Problem to solve: Your task is to give the data again, exactly, with every line intact.

* Begin *

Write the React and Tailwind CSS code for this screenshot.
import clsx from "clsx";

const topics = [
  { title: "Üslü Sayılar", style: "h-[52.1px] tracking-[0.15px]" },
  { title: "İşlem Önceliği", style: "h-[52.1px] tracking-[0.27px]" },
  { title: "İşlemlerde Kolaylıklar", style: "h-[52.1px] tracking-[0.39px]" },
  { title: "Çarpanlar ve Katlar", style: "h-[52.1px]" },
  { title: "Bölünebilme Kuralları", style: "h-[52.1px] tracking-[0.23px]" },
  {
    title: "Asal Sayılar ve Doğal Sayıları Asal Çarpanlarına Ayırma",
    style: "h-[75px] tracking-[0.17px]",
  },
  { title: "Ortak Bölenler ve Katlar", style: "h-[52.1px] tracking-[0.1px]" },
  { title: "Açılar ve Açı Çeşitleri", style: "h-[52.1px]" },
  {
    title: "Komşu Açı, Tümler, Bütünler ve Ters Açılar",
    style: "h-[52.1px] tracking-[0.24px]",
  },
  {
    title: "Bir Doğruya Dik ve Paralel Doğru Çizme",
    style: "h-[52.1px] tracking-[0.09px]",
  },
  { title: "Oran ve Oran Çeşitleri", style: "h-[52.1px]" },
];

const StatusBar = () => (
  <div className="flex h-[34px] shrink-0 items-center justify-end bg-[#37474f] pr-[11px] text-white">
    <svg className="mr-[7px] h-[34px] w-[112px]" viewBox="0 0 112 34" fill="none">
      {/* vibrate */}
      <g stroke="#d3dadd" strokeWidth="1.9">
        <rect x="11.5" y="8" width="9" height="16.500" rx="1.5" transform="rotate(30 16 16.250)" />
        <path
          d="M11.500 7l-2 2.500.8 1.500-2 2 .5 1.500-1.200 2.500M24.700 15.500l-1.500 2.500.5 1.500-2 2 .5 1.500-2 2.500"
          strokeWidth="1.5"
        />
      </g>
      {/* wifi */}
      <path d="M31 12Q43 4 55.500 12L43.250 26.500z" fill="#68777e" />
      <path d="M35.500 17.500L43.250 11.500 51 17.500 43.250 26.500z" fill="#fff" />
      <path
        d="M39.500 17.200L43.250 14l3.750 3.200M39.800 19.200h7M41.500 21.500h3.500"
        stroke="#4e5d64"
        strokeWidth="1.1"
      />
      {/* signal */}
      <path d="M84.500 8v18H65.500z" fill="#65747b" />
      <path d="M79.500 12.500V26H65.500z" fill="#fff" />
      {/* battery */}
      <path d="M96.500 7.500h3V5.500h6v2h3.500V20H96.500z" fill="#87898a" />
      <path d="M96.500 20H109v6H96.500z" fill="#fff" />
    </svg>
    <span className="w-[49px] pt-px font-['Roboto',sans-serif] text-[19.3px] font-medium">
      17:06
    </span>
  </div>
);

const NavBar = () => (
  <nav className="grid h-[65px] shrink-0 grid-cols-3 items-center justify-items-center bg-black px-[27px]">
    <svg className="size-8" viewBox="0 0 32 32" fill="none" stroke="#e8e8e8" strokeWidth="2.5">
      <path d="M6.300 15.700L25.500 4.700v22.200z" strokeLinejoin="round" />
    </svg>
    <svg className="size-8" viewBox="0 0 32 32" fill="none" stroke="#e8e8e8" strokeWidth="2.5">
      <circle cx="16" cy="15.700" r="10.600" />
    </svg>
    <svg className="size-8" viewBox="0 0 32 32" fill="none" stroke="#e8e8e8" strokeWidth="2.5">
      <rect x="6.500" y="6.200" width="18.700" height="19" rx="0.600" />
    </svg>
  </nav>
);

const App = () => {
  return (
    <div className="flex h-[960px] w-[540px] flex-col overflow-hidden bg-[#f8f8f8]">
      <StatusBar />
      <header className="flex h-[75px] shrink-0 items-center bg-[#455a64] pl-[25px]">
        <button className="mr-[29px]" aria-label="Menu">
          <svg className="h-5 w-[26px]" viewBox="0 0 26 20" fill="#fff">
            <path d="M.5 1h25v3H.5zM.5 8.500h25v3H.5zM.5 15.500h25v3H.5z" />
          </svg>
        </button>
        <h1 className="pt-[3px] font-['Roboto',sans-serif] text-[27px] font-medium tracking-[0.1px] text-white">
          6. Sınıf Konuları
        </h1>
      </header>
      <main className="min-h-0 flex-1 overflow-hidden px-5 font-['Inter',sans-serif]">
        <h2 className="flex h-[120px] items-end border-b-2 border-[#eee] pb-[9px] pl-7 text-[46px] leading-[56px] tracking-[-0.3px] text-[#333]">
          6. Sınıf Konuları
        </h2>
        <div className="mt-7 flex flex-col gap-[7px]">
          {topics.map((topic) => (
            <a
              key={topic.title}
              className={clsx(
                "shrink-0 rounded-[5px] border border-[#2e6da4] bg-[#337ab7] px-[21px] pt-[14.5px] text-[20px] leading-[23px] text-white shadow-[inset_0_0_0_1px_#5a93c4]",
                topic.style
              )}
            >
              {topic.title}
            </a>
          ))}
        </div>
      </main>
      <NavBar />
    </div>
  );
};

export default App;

* End *

Completed task:
Write the React and Tailwind CSS code for this screenshot.
import clsx from "clsx";

const topics = [
  { title: "Üslü Sayılar", style: "h-[52.1px] tracking-[0.15px]" },
  { title: "İşlem Önceliği", style: "h-[52.1px] tracking-[0.27px]" },
  { title: "İşlemlerde Kolaylıklar", style: "h-[52.1px] tracking-[0.39px]" },
  { title: "Çarpanlar ve Katlar", style: "h-[52.1px]" },
  { title: "Bölünebilme Kuralları", style: "h-[52.1px] tracking-[0.23px]" },
  {
    title: "Asal Sayılar ve Doğal Sayıları Asal Çarpanlarına Ayırma",
    style: "h-[75px] tracking-[0.17px]",
  },
  { title: "Ortak Bölenler ve Katlar", style: "h-[52.1px] tracking-[0.1px]" },
  { title: "Açılar ve Açı Çeşitleri", style: "h-[52.1px]" },
  {
    title: "Komşu Açı, Tümler, Bütünler ve Ters Açılar",
    style: "h-[52.1px] tracking-[0.24px]",
  },
  {
    title: "Bir Doğruya Dik ve Paralel Doğru Çizme",
    style: "h-[52.1px] tracking-[0.09px]",
  },
  { title: "Oran ve Oran Çeşitleri", style: "h-[52.1px]" },
];

const StatusBar = () => (
  <div className="flex h-[34px] shrink-0 items-center justify-end bg-[#37474f] pr-[11px] text-white">
    <svg className="mr-[7px] h-[34px] w-[112px]" viewBox="0 0 112 34" fill="none">
      {/* vibrate */}
      <g stroke="#d3dadd" strokeWidth="1.9">
        <rect x="11.5" y="8" width="9" height="16.500" rx="1.5" transform="rotate(30 16 16.250)" />
        <path
          d="M11.500 7l-2 2.500.8 1.500-2 2 .5 1.500-1.200 2.500M24.700 15.500l-1.500 2.500.5 1.500-2 2 .5 1.500-2 2.500"
          strokeWidth="1.5"
        />
      </g>
      {/* wifi */}
      <path d="M31 12Q43 4 55.500 12L43.250 26.500z" fill="#68777e" />
      <path d="M35.500 17.500L43.250 11.500 51 17.500 43.250 26.500z" fill="#fff" />
      <path
        d="M39.500 17.200L43.250 14l3.750 3.200M39.800 19.200h7M41.500 21.500h3.500"
        stroke="#4e5d64"
        strokeWidth="1.1"
      />
      {/* signal */}
      <path d="M84.500 8v18H65.500z" fill="#65747b" />
      <path d="M79.500 12.500V26H65.500z" fill="#fff" />
      {/* battery */}
      <path d="M96.500 7.500h3V5.500h6v2h3.500V20H96.500z" fill="#87898a" />
      <path d="M96.500 20H109v6H96.500z" fill="#fff" />
    </svg>
    <span className="w-[49px] pt-px font-['Roboto',sans-serif] text-[19.3px] font-medium">
      17:06
    </span>
  </div>
);

const NavBar = () => (
  <nav className="grid h-[65px] shrink-0 grid-cols-3 items-center justify-items-center bg-black px-[27px]">
    <svg className="size-8" viewBox="0 0 32 32" fill="none" stroke="#e8e8e8" strokeWidth="2.5">
      <path d="M6.300 15.700L25.500 4.700v22.200z" strokeLinejoin="round" />
    </svg>
    <svg className="size-8" viewBox="0 0 32 32" fill="none" stroke="#e8e8e8" strokeWidth="2.5">
      <circle cx="16" cy="15.700" r="10.600" />
    </svg>
    <svg className="size-8" viewBox="0 0 32 32" fill="none" stroke="#e8e8e8" strokeWidth="2.5">
      <rect x="6.500" y="6.200" width="18.700" height="19" rx="0.600" />
    </svg>
  </nav>
);

const App = () => {
  return (
    <div className="flex h-[960px] w-[540px] flex-col overflow-hidden bg-[#f8f8f8]">
      <StatusBar />
      <header className="flex h-[75px] shrink-0 items-center bg-[#455a64] pl-[25px]">
        <button className="mr-[29px]" aria-label="Menu">
          <svg className="h-5 w-[26px]" viewBox="0 0 26 20" fill="#fff">
            <path d="M.5 1h25v3H.5zM.5 8.500h25v3H.5zM.5 15.500h25v3H.5z" />
          </svg>
        </button>
        <h1 className="pt-[3px] font-['Roboto',sans-serif] text-[27px] font-medium tracking-[0.1px] text-white">
          6. Sınıf Konuları
        </h1>
      </header>
      <main className="min-h-0 flex-1 overflow-hidden px-5 font-['Inter',sans-serif]">
        <h2 className="flex h-[120px] items-end border-b-2 border-[#eee] pb-[9px] pl-7 text-[46px] leading-[56px] tracking-[-0.3px] text-[#333]">
          6. Sınıf Konuları
        </h2>
        <div className="mt-7 flex flex-col gap-[7px]">
          {topics.map((topic) => (
            <a
              key={topic.title}
              className={clsx(
                "shrink-0 rounded-[5px] border border-[#2e6da4] bg-[#337ab7] px-[21px] pt-[14.5px] text-[20px] leading-[23px] text-white shadow-[inset_0_0_0_1px_#5a93c4]",
                topic.style
              )}
            >
              {topic.title}
            </a>
          ))}
        </div>
      </main>
      <NavBar />
    </div>
  );
};

export default App;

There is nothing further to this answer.